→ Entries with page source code
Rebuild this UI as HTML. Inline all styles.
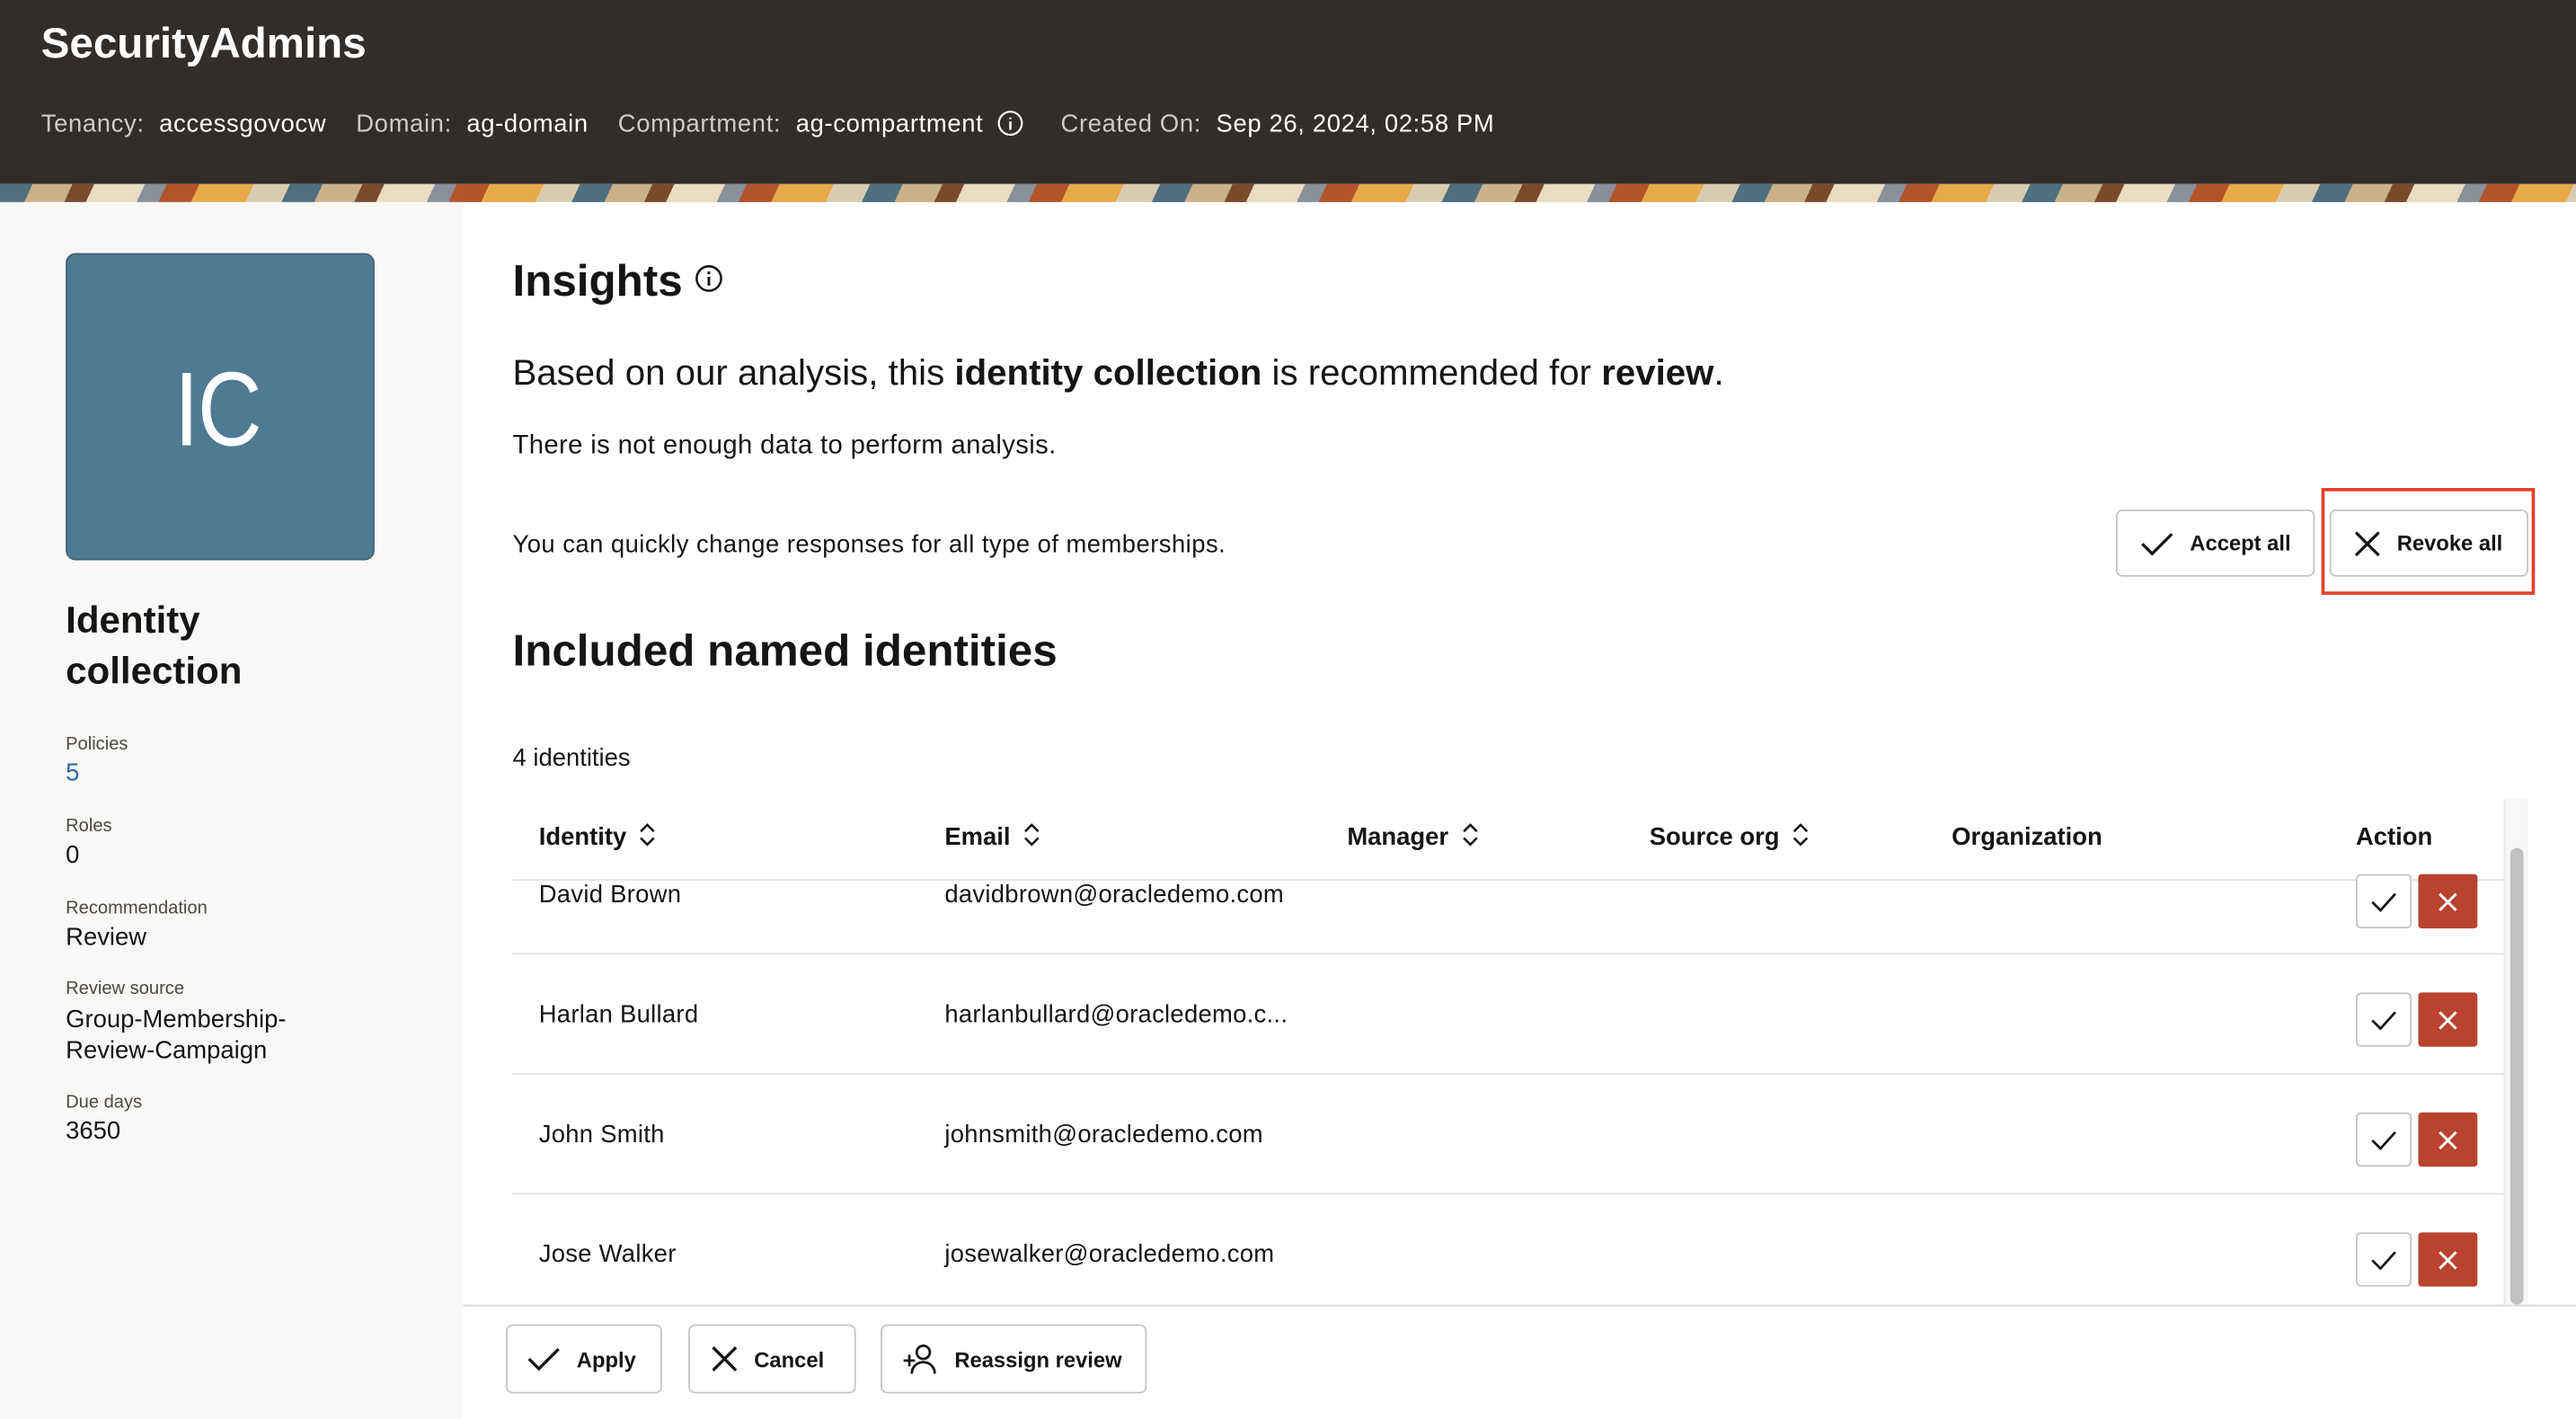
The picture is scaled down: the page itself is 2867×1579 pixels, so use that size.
<!DOCTYPE html>
<html><head><meta charset="utf-8"><style>
*{margin:0;padding:0;box-sizing:border-box}
html,body{width:2867px;height:1579px;overflow:hidden;background:#fff}
#w{width:1568px;height:864px;transform:scale(1.82844);transform-origin:0 0;position:relative;font-family:"Liberation Sans",sans-serif;color:#161513}
.a{position:absolute;white-space:nowrap}
.hdr{left:0;top:0;width:1568px;height:112px;background:#312d2a}
.band{left:0;top:112px;width:1568px;height:11px;background:repeating-linear-gradient(115deg,#4d6f7e 0 18px,#c9b28a 18px 40px,#7a4a2c 40px 52px,#e9dcc0 52px 80px,#8a8f9c 80px 92px,#b2542a 92px 110px,#e7a94a 110px 140px,#d9cbb0 140px 160px)}
.lp{left:0;top:123px;width:282px;height:741px;background:#f9f8f6}
.lbl{font-size:11px;color:#4b4845}
.val{font-size:15px}
.btn{position:absolute;border:1px solid #c6c4c1;border-radius:4px;background:#fff;font-size:13px;font-weight:bold;display:flex;align-items:center}
.btn svg{margin-right:10px}
.th{font-size:15px;font-weight:bold;top:501px}
.th svg{vertical-align:-1px;margin-left:8px}
.td{font-size:15px;letter-spacing:0.15px}
.ok{position:absolute;width:34px;height:33px;border:1px solid #c6c4c1;border-radius:3px;background:#fff;display:flex;align-items:center;justify-content:center}
.no{position:absolute;width:36px;height:33px;background:#b8432f;border-radius:2px;display:flex;align-items:center;justify-content:center}
.hr{position:absolute;left:312px;width:1212px;height:1px;background:#e4e2df}
</style></head><body><div id="w">
<div class="a hdr"></div>
<div class="a" style="left:25px;top:11px;font-size:26px;font-weight:bold;color:#fff">SecurityAdmins</div>
<div class="a" style="left:25px;top:67px;font-size:15px;color:#fff;letter-spacing:0.35px"><span style="color:#cfcbc6">Tenancy:</span>&nbsp; accessgovocw &nbsp;&nbsp; <span style="color:#cfcbc6">Domain:</span>&nbsp; ag-domain &nbsp;&nbsp; <span style="color:#cfcbc6">Compartment:</span>&nbsp; ag-compartment <svg width="16" height="16" viewBox="0 0 16 16" style="vertical-align:-3px;margin-left:4px"><circle cx="8" cy="8" r="7" fill="none" stroke="#fff" stroke-width="1.2"/><path d="M8 7v5M8 4.5v1" stroke="#fff" stroke-width="1.4"/></svg> &nbsp;&nbsp;&nbsp; <span style="color:#cfcbc6">Created On:</span>&nbsp; Sep 26, 2024, 02:58 PM</div>
<div class="a band"></div>
<div class="a lp"></div>
<div class="a" style="left:40px;top:154px;width:188px;height:187px;background:#4e7a93;border-radius:6px;border:1px solid #3d6377"></div>
<div class="a" style="left:106px;top:212px;font-size:64px;font-weight:100;color:#fff;letter-spacing:-1px;transform:scaleX(0.85);transform-origin:0 0">IC</div>
<div class="a" style="left:40px;top:362px;font-size:23px;font-weight:bold;line-height:31px">Identity<br>collection</div>
<div class="a lbl" style="left:40px;top:447px">Policies</div><div class="a val" style="left:40px;top:462px;color:#2c6aa6">5</div>
<div class="a lbl" style="left:40px;top:497px">Roles</div><div class="a val" style="left:40px;top:512px">0</div>
<div class="a lbl" style="left:40px;top:547px">Recommendation</div><div class="a val" style="left:40px;top:562px">Review</div>
<div class="a lbl" style="left:40px;top:596px">Review source</div><div class="a val" style="left:40px;top:611px;line-height:19px">Group-Membership-<br>Review-Campaign</div>
<div class="a lbl" style="left:40px;top:665px">Due days</div><div class="a val" style="left:40px;top:680px">3650</div>

<div class="a" style="left:312px;top:156px;font-size:27px;font-weight:bold">Insights <svg width="17" height="17" viewBox="0 0 16 16" style="vertical-align:2px"><circle cx="8" cy="8" r="7" fill="none" stroke="#161513" stroke-width="1.3"/><path d="M8 7v5M8 4v1.5" stroke="#161513" stroke-width="1.5"/></svg></div>
<div class="a" style="left:312px;top:214px;font-size:22px">Based on our analysis, this <b>identity collection</b> is recommended for <b>review</b>.</div>
<div class="a" style="left:312px;top:263px;font-size:16px;letter-spacing:0.2px">There is not enough data to perform analysis.</div>
<div class="a" style="left:312px;top:323px;font-size:15px;letter-spacing:0.25px">You can quickly change responses for all type of memberships.</div>
<div class="btn" style="left:1288px;top:310px;width:121px;height:41px;padding-left:14px"><svg width="20" height="16" viewBox="0 0 20 16"><path d="M1 8l6 6L19 2" fill="none" stroke="#161513" stroke-width="1.8"/></svg>Accept all</div>
<div class="btn" style="left:1418px;top:310px;width:121px;height:41px;padding-left:14px"><svg width="16" height="16" viewBox="0 0 16 16"><path d="M1 1l14 14M15 1L1 15" stroke="#161513" stroke-width="1.8"/></svg>Revoke all</div>
<div class="a" style="left:1413px;top:297px;width:130px;height:65px;border:2.5px solid #e5402a"></div>

<div class="a" style="left:312px;top:381px;font-size:27px;font-weight:bold">Included named identities</div>
<div class="a" style="left:312px;top:453px;font-size:15px">4 identities</div>
<div class="a th" style="left:328px">Identity<svg width="10" height="14" viewBox="0 0 10 14"><path d="M1 5l4-4 4 4M1 9l4 4 4-4" fill="none" stroke="#161513" stroke-width="1.4"/></svg></div>
<div class="a th" style="left:575px">Email<svg width="10" height="14" viewBox="0 0 10 14"><path d="M1 5l4-4 4 4M1 9l4 4 4-4" fill="none" stroke="#161513" stroke-width="1.4"/></svg></div>
<div class="a th" style="left:820px">Manager<svg width="10" height="14" viewBox="0 0 10 14"><path d="M1 5l4-4 4 4M1 9l4 4 4-4" fill="none" stroke="#161513" stroke-width="1.4"/></svg></div>
<div class="a th" style="left:1004px">Source org<svg width="10" height="14" viewBox="0 0 10 14"><path d="M1 5l4-4 4 4M1 9l4 4 4-4" fill="none" stroke="#161513" stroke-width="1.4"/></svg></div>
<div class="a th" style="left:1188px">Organization</div>
<div class="a th" style="left:1434px">Action</div>
<div class="hr" style="top:535px"></div>
<div class="a td" style="left:328px;top:536px">David Brown</div><div class="a td" style="left:575px;top:536px">davidbrown@oracledemo.com</div>
<div class="hr" style="top:580px"></div>
<div class="a td" style="left:328px;top:609px">Harlan Bullard</div><div class="a td" style="left:575px;top:609px">harlanbullard@oracledemo.c...</div>
<div class="hr" style="top:653px"></div>
<div class="a td" style="left:328px;top:682px">John Smith</div><div class="a td" style="left:575px;top:682px">johnsmith@oracledemo.com</div>
<div class="hr" style="top:726px"></div>
<div class="a td" style="left:328px;top:755px">Jose Walker</div><div class="a td" style="left:575px;top:755px">josewalker@oracledemo.com</div>

<div class="ok" style="left:1434px;top:532px"><svg width="16" height="12"><path d="M1 6l5 5L15 1" fill="none" stroke="#161513" stroke-width="1.5"/></svg></div><div class="no" style="left:1472px;top:532px"><svg width="12" height="12"><path d="M1 1l10 10M11 1L1 11" stroke="#fff" stroke-width="1.6"/></svg></div>
<div class="ok" style="left:1434px;top:604px"><svg width="16" height="12"><path d="M1 6l5 5L15 1" fill="none" stroke="#161513" stroke-width="1.5"/></svg></div><div class="no" style="left:1472px;top:604px"><svg width="12" height="12"><path d="M1 1l10 10M11 1L1 11" stroke="#fff" stroke-width="1.6"/></svg></div>
<div class="ok" style="left:1434px;top:677px"><svg width="16" height="12"><path d="M1 6l5 5L15 1" fill="none" stroke="#161513" stroke-width="1.5"/></svg></div><div class="no" style="left:1472px;top:677px"><svg width="12" height="12"><path d="M1 1l10 10M11 1L1 11" stroke="#fff" stroke-width="1.6"/></svg></div>
<div class="ok" style="left:1434px;top:750px"><svg width="16" height="12"><path d="M1 6l5 5L15 1" fill="none" stroke="#161513" stroke-width="1.5"/></svg></div><div class="no" style="left:1472px;top:750px"><svg width="12" height="12"><path d="M1 1l10 10M11 1L1 11" stroke="#fff" stroke-width="1.6"/></svg></div>

<div class="a" style="left:1524px;top:486px;width:15px;height:308px;background:#f7f7f7;border-left:1px solid #e8e8e8"></div>
<div class="a" style="left:1528px;top:516px;width:8px;height:278px;background:#c1c1c1;border-radius:4px"></div>

<div class="a" style="left:282px;top:794px;width:1286px;height:70px;background:#fff;border-top:1px solid #dcdad7"></div>
<div class="btn" style="left:308px;top:806px;width:95px;height:42px;padding-left:12px"><svg width="20" height="16" viewBox="0 0 20 16"><path d="M1 8l6 6L19 2" fill="none" stroke="#161513" stroke-width="1.8"/></svg>Apply</div>
<div class="btn" style="left:419px;top:806px;width:102px;height:42px;padding-left:13px"><svg width="16" height="16" viewBox="0 0 16 16"><path d="M1 1l14 14M15 1L1 15" stroke="#161513" stroke-width="1.8"/></svg>Cancel</div>
<div class="btn" style="left:536px;top:806px;width:162px;height:42px;padding-left:12px"><svg width="22" height="20" viewBox="0 0 22 20"><circle cx="13" cy="6" r="4" fill="none" stroke="#161513" stroke-width="1.5"/><path d="M6 19c0-4 3-7 7-7s7 3 7 7M1 11h7M4.5 7.5v7" fill="none" stroke="#161513" stroke-width="1.5"/></svg>Reassign review</div>
</div></body></html>
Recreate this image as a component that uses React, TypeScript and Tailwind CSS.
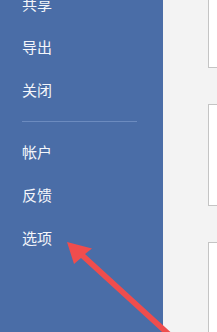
export default function App() {
  const topItems = ['共享', '导出', '关闭']
  const bottomItems = ['帐户', '反馈', '选项']

  return (
    <div className="relative flex h-[332px] w-[217px] overflow-hidden font-['Noto_Sans_CJK_SC',sans-serif]">
      {/* Sidebar */}
      <div className="flex w-[163px] shrink-0 flex-col bg-[#4a6da7] text-[15px] text-[#f4f6fa]">
        <div className="-mt-[18px] flex flex-col">
          {topItems.map((item) => (
            <div key={item} className="flex h-[43px] items-center pl-[22px] leading-none">
              {item}
            </div>
          ))}
        </div>
        <div className="ml-[22px] mr-[26px] mt-[10px] h-px bg-[#6c8bbf]" />
        <div className="mt-[8px] flex flex-col">
          {bottomItems.map((item) => (
            <div key={item} className="flex h-[43px] items-center pl-[22px] leading-none">
              {item}
            </div>
          ))}
        </div>
      </div>

      {/* Content pane */}
      <div className="flex flex-1 flex-col gap-[36px] bg-[#f3f3f3] pl-[45px]">
        <div className="-mt-[12px] h-[80px] shrink-0 border-y border-l border-[#c4c4c4] bg-white" />
        <div className="h-[102px] shrink-0 border-y border-l border-[#c4c4c4] bg-white" />
        <div className="h-[120px] shrink-0 border-y border-l border-[#c4c4c4] bg-white" />
      </div>

      {/* Red arrow annotation */}
      <svg className="pointer-events-none absolute left-0 top-0" width="217" height="332" viewBox="0 0 217 332">
        <polygon
          points="67,242 92,248.5 85,254 177,338 173,342 81,258 74,264"
          fill="#ef4d4d"
        />
      </svg>
    </div>
  )
}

→ Task to complete
Nothing but the lines from the one with "Recreate this image" down to the one with "const bottomItems = ['帐户', '反馈', '选项']" should be printed, both of them included. Leave out the pictures.

→ Solution for this exercise
Recreate this image as a component that uses React, TypeScript and Tailwind CSS.
export default function App() {
  const topItems = ['共享', '导出', '关闭']
  const bottomItems = ['帐户', '反馈', '选项']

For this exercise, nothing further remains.